2 fillets of red snapper (about 1 kilo)
cornstarch for coating
oil for frying
salt & pepper

for the spice paste:
6 garlic cloves
4 lemongrass stems
2-inch fresh langkawas (galangal)
2-inch fresh ginger
1 1/2-inch fresh turmeric or 1 teaspoon ground
1/4 cup ground almonds

for the sauce:
2 tablespoons brown sugar
6 tablespoons cider vinegar
2 cups water
4 lime leaves (optional)
1 bunch Tagalog onions, peeled and left whole or 8 shallots, quartered
2 cups cherry tomatoes or 6 tomatoes, quartered
6 scallions, sliced thinly at a diagonal
2 red chilies (optional)

Grind all the ingredients for the spice paste in food processor.

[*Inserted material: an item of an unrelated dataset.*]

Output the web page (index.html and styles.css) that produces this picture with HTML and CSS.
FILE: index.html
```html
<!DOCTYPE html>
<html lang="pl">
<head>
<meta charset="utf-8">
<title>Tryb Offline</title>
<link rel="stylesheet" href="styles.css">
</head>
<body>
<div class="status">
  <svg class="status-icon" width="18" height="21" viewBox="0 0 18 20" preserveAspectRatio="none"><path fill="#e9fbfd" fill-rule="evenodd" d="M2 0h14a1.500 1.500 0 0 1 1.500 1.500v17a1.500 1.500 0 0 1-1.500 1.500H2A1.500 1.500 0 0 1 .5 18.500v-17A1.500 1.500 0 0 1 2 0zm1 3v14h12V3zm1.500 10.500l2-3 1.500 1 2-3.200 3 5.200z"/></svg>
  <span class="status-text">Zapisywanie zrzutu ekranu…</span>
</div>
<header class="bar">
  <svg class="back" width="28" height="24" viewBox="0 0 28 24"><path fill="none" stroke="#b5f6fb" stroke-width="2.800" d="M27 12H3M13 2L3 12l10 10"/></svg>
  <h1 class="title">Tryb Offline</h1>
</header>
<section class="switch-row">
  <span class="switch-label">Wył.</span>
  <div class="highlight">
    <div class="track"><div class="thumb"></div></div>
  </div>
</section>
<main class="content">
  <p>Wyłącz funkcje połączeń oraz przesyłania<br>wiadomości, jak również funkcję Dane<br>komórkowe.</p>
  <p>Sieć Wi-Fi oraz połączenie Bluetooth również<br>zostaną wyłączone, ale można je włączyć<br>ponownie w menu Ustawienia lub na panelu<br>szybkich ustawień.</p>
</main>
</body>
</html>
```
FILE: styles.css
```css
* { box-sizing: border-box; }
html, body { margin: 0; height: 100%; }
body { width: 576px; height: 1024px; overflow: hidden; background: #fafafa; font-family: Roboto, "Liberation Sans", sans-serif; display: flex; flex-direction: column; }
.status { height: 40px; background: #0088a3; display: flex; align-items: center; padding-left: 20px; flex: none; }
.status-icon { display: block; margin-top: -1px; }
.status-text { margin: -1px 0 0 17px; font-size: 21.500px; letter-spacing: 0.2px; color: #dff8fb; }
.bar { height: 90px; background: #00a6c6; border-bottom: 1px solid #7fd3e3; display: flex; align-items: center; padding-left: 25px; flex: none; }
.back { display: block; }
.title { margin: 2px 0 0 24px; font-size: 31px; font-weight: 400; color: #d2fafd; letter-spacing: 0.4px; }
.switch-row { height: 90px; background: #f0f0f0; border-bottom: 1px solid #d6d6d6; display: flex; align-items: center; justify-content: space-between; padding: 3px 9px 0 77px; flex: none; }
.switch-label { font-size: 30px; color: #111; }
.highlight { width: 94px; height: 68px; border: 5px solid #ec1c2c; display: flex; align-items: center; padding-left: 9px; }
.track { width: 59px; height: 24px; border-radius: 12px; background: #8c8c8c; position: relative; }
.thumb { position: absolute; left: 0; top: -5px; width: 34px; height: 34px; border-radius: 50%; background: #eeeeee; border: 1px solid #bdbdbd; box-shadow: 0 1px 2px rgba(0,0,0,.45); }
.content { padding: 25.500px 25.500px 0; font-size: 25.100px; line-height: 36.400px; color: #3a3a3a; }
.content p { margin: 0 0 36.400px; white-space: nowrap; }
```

Season the fish fillets with salt & pepper. Lightly coat in cornstarch and fry in hot oil, about 8-9 minutes each side. Drain on paper towels. Place on serving platter.

Leave a little oil from frying in the pan, add the brown sugar, vinegar and water and bring to a boil. Add the lime leaves, Tagalog onions and spice paste, simmer for 1 minute. Add cherry tomatoes and simmer for 3-4 minutes until sauce has thickened. Add scallions and pour sauce over fried fish.

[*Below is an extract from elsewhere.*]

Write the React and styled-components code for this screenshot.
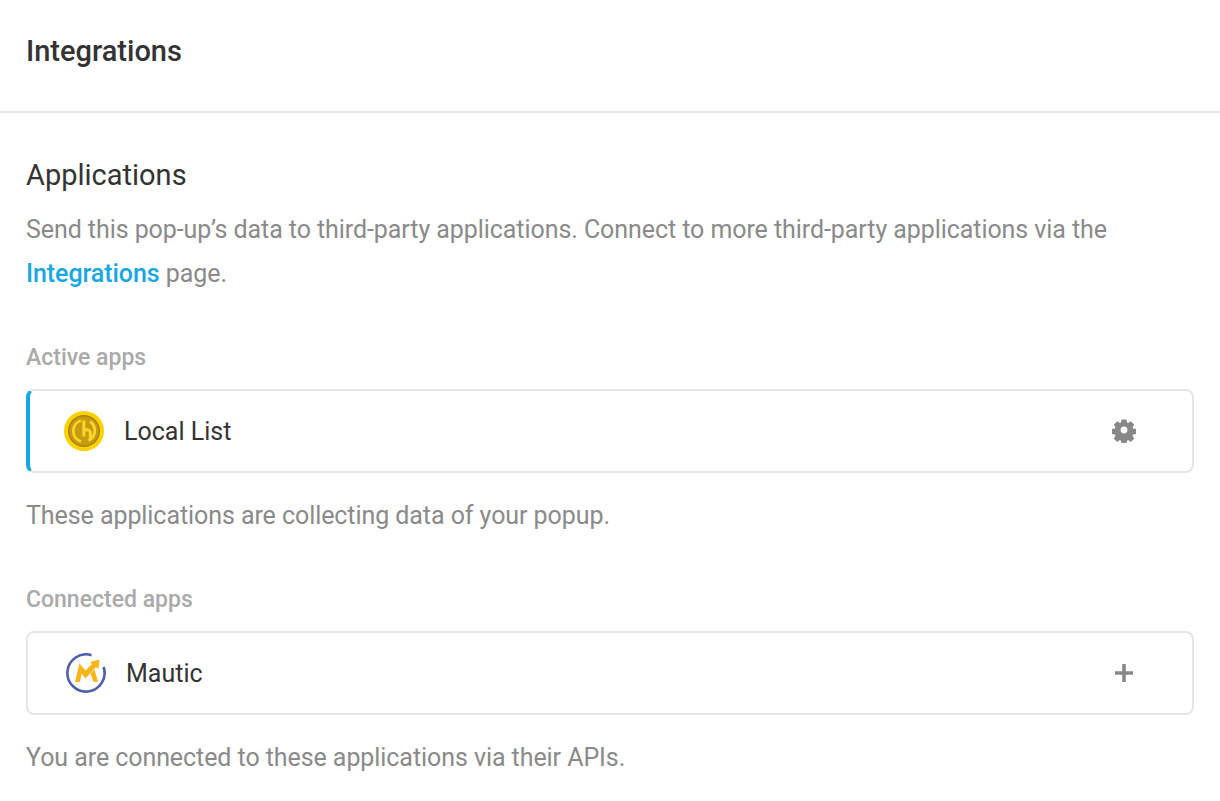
import React from "react";
import styled, { createGlobalStyle } from "styled-components";

const GlobalStyle = createGlobalStyle`
  html, body {
    margin: 0;
    padding: 0;
    background: #fff;
    font-family: Roboto, "Liberation Sans", sans-serif;
    overflow: hidden;
  }
`;

const Page = styled.div`
  width: 1220px;
  height: 801px;
  overflow: hidden;
`;

const Header = styled.header`
  box-sizing: border-box;
  height: 113px;
  padding: 33px 26px 0;
  border-bottom: 2px solid #e6e6e6;
`;

const Title = styled.h1`
  margin: 0;
  font-size: 29px;
  line-height: 36px;
  font-weight: 500;
  color: #333;
`;

const Content = styled.section`
  padding: 44px 26px 0;
`;

const SectionTitle = styled.h2`
  margin: 0;
  font-size: 29px;
  line-height: 37px;
  font-weight: 400;
  color: #333;
`;

const Text = styled.p`
  margin: ${(p) => p.$margin || "0"};
  font-size: 25px;
  line-height: 44px;
  letter-spacing: -0.07px;
  color: #8a8a8a;
`;

const Link = styled.a`
  color: #17a8e3;
  font-weight: 500;
`;

const GroupLabel = styled.h3`
  margin: ${(p) => p.$margin};
  font-size: 23px;
  line-height: 30px;
  font-weight: 500;
  color: #aaa;
`;

const AppRow = styled.div`
  display: flex;
  align-items: center;
  height: 84px;
  box-sizing: border-box;
  margin-top: 16px;
  padding: 0 56px 0 ${(p) => (p.$active ? "34px" : "38px")};
  border: 2px solid #e6e6e6;
  border-left: ${(p) => (p.$active ? "4px solid #17a8e3" : "2px solid #e6e6e6")};
  border-radius: 8px;
`;

const AppLogo = styled.svg`
  width: 40px;
  height: 40px;
  flex: none;
`;

const AppName = styled.span`
  flex: 1;
  margin-left: 20px;
  font-size: 25px;
  color: #333;
`;

const ActionIcon = styled.svg`
  width: 24px;
  height: 24px;
  flex: none;
  fill: #888;
`;

const LocalListLogo = () => (
  <AppLogo viewBox="0 0 40 40">
    <circle cx="20" cy="20" r="20" fill="#fdd000" />
    <circle cx="20" cy="20" r="16" fill="#a9820f" />
    <circle cx="20" cy="20" r="14.5" fill="#c79a10" />
    <path
      d="M17 9.500a11 11 0 0 0 0 21M24.500 29.500a11 11 0 0 0 1.500-19"
      fill="none"
      stroke="#fbd62a"
      strokeWidth="2.8"
    />
    <path
      d="M19.800 9.500v16M19.800 20a3.800 3.800 0 0 1 6.500 1.500v5.500"
      fill="none"
      stroke="#fbd62a"
      strokeWidth="3"
    />
  </AppLogo>
);

const MauticLogo = () => (
  <AppLogo viewBox="0 0 40 40">
    <path
      d="M25.500 2.200A18.600 18.600 0 1 0 37.600 14"
      fill="none"
      stroke="#4e5ea8"
      strokeWidth="2.6"
    />
    <path
      d="M9 29l4.500-18.500 6 7 6.500-6.500-2-2 9.500-2.500-1 9.500-2.500-2-10.500 11.500-4-5-1.500 8.500z"
      fill="#fbb516"
    />
    <path d="M24.500 20.500l4-4L32 29h-4.500z" fill="#fbb516" />
  </AppLogo>
);

const GearIcon = () => (
  <ActionIcon viewBox="0 1 24 24">
    <path
      fillRule="evenodd"
      d="M9.500 1.500h5l.5 3 1.300.6 2.500-1.800 3.500 3.500-1.800 2.500.6 1.300 3 .5v5l-3 .5-.6 1.300 1.800 2.500-3.500 3.500-2.500-1.800-1.300.6-.5 3h-5l-.5-3-1.300-.6-2.500 1.800-3.500-3.500 1.800-2.500-.6-1.300-3-.5v-5l3-.5.6-1.300-1.800-2.500 3.500-3.500 2.500 1.800 1.300-.6zM12 8.600a3.400 3.400 0 1 0 0 6.800 3.400 3.400 0 0 0 0-6.800z"
    />
  </ActionIcon>
);

const PlusIcon = () => (
  <ActionIcon viewBox="0 0 24 24">
    <path d="M10.200 3h3.600v7.200H21v3.600h-7.200V21h-3.600v-7.200H3v-3.600h7.200z" />
  </ActionIcon>
);

export default function App() {
  return (
    <Page>
      <GlobalStyle />
      <Header>
        <Title>Integrations</Title>
      </Header>
      <Content>
        <SectionTitle>Applications</SectionTitle>
        <Text $margin="14px 0 0">
          Send this pop-up’s data to third-party applications. Connect to more third-party
          applications via the <Link>Integrations</Link> page.
        </Text>
        <GroupLabel $margin="47px 0 0">Active apps</GroupLabel>
        <AppRow $active>
          <LocalListLogo />
          <AppName>Local List</AppName>
          <GearIcon />
        </AppRow>
        <Text $margin="21px 0 0">These applications are collecting data of your popup.</Text>
        <GroupLabel $margin="47px 0 0">Connected apps</GroupLabel>
        <AppRow>
          <MauticLogo />
          <AppName>Mautic</AppName>
          <PlusIcon />
        </AppRow>
        <Text $margin="21px 0 0">You are connected to these applications via their APIs.</Text>
      </Content>
    </Page>
  );
}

Chicken with 40 Cloves of Garlic
adapted from Ina Garten's recipe on the Barefoot Contessa

1 whole chicken, cut into parts
40 or more cloves of garlic, unpeeled
fine sea salt
1 tablespoon butter
2 tablespoons extra-virgin olive oil
2 cups white wine
fresh thyme or rosemary leaves
1/4 cup cream - optional

Rub the chicken pieces with salt and set aside while you heat a Dutch oven or large pan on medium heat. Add the butter and oil. When the butter has completely melted, brown the chicken pieces. When all the chicken has been browned, set it aside on a plate. Saute the garlic cloves in the oil remaining in the fry pan until slightly caramelized. Add the chicken and any juices that have accumulated in the plate. Try to get most of the garlic on top of the chicken pieces. Add the wine and thyme. Cover and simmer on low heat for about 30 minutes.

Remove the chicken and garlic with a sloted spoon to a serving platter. Reduce the remaining sauce to a syrupy consistency, then add the cream. Season to taste. Pour over chicken and garlic.

Chocolate Eclairs with Creme de Cassis Cream
M didn't make the chocolate glaze and instead sprinkled the eclairs with confectioners sugar before serving.

Alternatively, the cream can be flavored with orange or coffee liqueur.

choux pastry:
2 teaspoons sugar
1/2 stick butter
90 grams or 6.5 tablespoons flour
2 eggs

300 ml thickened or all-purpose cream
40 grams (1/4 cup) confectioner's sugar
1 tablespoon Creme de Cassis

100 grams dark couverture chocolate, chopped
30 grams liquid glucose
2.5 tablespoons thickened or all-purpose cream

Combine sugar, butter and 3/4 teaspoon salt with 185 ml of cold water in a small saucepan and bring to the boil. Remove from the heat, add all the flour at once and, using a wooden spoon, stir vigorously until mixture is smooth, then return mixture to a low heat and stir for 1-2 minutes or until mixture comes away from side of pan. Add eggs one at a time, stirring well after each addition. Spoon mixture into a piping bag fitted with a 15 mm plain nozzle and pipe 4-inch lengths, about an inch apart, on a silicon sheet placed on top of a cookie sheet. Bake at 220 C for 15 minutes. Reduce oven temperature to 180 C and bake for another 10 minutes. Turn off oven and cool pastries in oven with door slightly ajar.

For filling: beat cream to soft peaks, add confectioner's sugar and Creme de Cassis and beat until well combined. Cut pastries lengthwise with a serrated knife and fill with cream mixture.

For glaze: combine all in ingredients in a heatproof bowl over a saucepan of simmering water and stir until well combined. Cool for 5 minutes, then spread over top of each eclair.

Place eclairs on a tray and refrigerate for 1 hour or until glaze is set. Unfilled pastries can be made a day ahead and stored in an airtight container. Filled eclairs are best served fresh.